Oleh: Dr.KH.Muhammad Ishaq Samad, MA (Ketua Bidang Infokom MUI Sulsel)
Makassar,- Kemerdekaan adalah kata yang sarat makna. Dalam konteks bangsa, ia sering dimaknai sebagai terbebasnya suatu negeri dari penjajahan. Namun, Islam memandang kemerdekaan lebih luas, bukan sekadar lepas dari belenggu penjajah fisik, tetapi juga dari segala bentuk perbudakan spiritual, moral, dan intelektual.

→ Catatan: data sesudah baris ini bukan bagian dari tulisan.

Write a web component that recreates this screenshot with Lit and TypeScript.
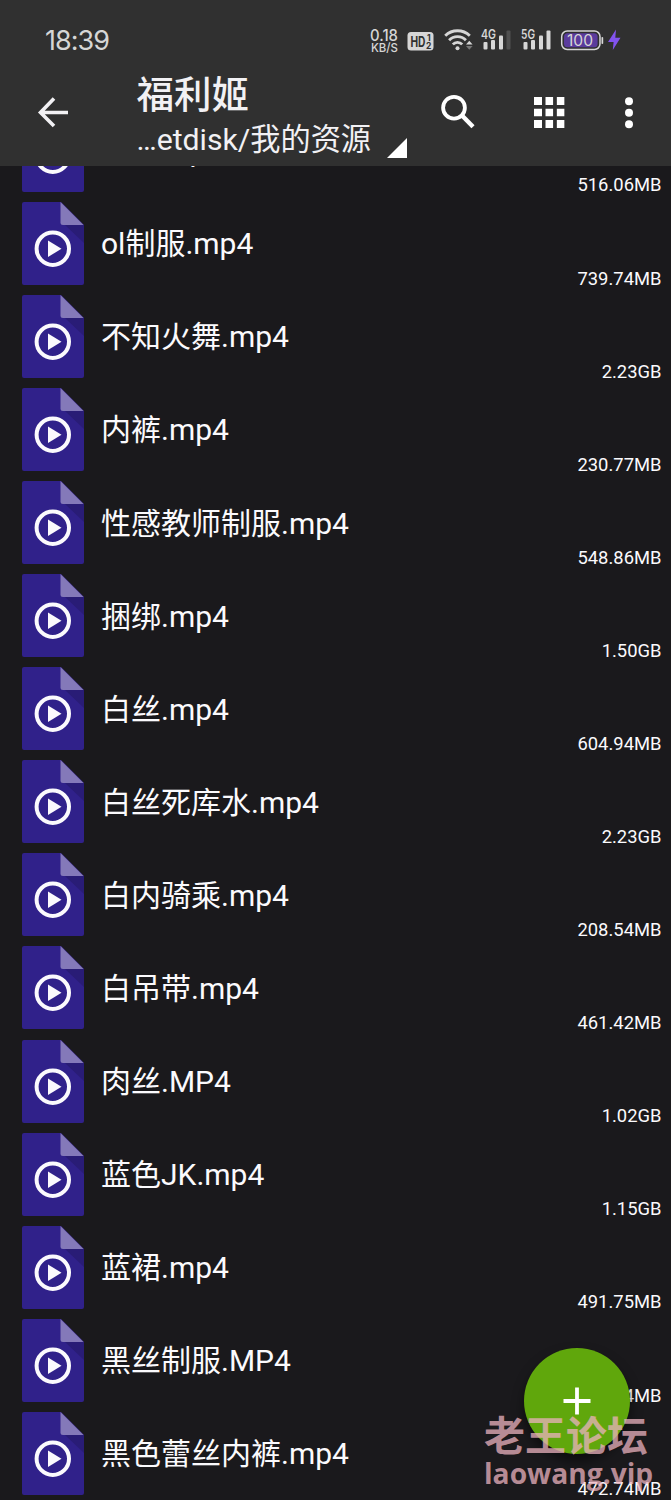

Al-Qur’an mengajarkan bahwa manusia diciptakan oleh Allah dalam keadaan merdeka—bebas dari penghambaan kepada sesama manusia, tetapi sepenuhnya mengabdi kepada Sang Pencipta. Sebagaimana firman-Nya “Dan Aku tidak menciptakan jin dan manusia melainkan agar mereka beribadah kepada-Ku.” (QS. Adz-Dzariyat [51]: 56)
Ayat ini menegaskan bahwa kemerdekaan sejati adalah kebebasan yang mengarah pada penghambaan murni kepada Allah. Segala bentuk penjajahan, baik berupa kekuasaan tirani, ketidakadilan ekonomi, maupun penjajahan budaya yang merusak akhlak, sejatinya adalah bentuk perampasan hak kemerdekaan manusia.
Dalam perspektif Islam, kemerdekaan tidak berarti bebas tanpa batas. Kebebasan yang tidak dikendalikan akan berubah menjadi kesewenang-wenangan. Nabi Muhammad ﷺ menegaskan bahwa seorang mukmin sejati adalah yang mampu menahan diri dari perbuatan yang merugikan orang lain, baik dengan lisan maupun perbuatan. Di sinilah kemerdekaan menjadi sejalan dengan tanggung jawab moral.
Islam memandang kebebasan sebagai amanah. Hak kemerdekaan harus diiringi kesadaran bahwa setiap perbuatan akan dipertanggungjawabkan di hadapan Allah. Artinya, merdeka bukan berarti bebas melanggar hukum, melainkan bebas untuk memilih kebaikan, menegakkan keadilan, dan menolak segala bentuk kezaliman.
Salah satu bentuk perbudakan yang sering luput dari perhatian adalah perbudakan terhadap hawa nafsu. Al-Qur’an memperingatkan bahwa orang yang memperturutkan hawa nafsu tanpa kendali ibarat menjadikan nafsunya sebagai tuhan (QS. Al-Jatsiyah [45]: 23). Dalam hal ini, Islam mengajarkan jihad terbesar dengan memerdekakan diri dari dominasi nafsu, keserakahan, dan egoisme yang merusak.
Ketika kemerdekaan diisi dengan nilai-nilai Islam seperti keadilan, kejujuran, kepedulian sosial, maka ia menjadi fondasi peradaban yang kokoh. Sejarah mencatat, Rasulullah ﷺ membebaskan Makkah tanpa dendam dan membangun masyarakat Madinah yang berlandaskan Piagam Madinah, mengakui hak dan kebebasan seluruh warga, termasuk yang berbeda agama.
Hari ini, kemerdekaan bangsa Indonesia ke 80 tahun, maka umat Muslim harus dimaknai sebagai kesempatan untuk membangun kedaulatan ilmu, ekonomi, dan budaya dengan spirit tauhid. Sebab, umat yang merdeka secara politik tetapi tergantung secara pemikiran dan ekonomi, sejatinya belum meraih kemerdekaan yang utuh.
Islam mengajarkan bahwa kemerdekaan adalah hak fitrah sekaligus amanah. Ia harus diisi dengan pengabdian kepada Allah, penghormatan terhadap martabat manusia, dan tanggung jawab sosial. Merdeka bukan berarti bebas tanpa batas, melainkan bebas untuk hidup dalam kebenaran, keadilan, dan kemaslahatan. Inilah kemerdekaan hakiki yang diidamkan Islam, maka kemerdekaan yang memerdekakan dunia dan menenteramkan akhirat.Wallahu a’lam bissawab.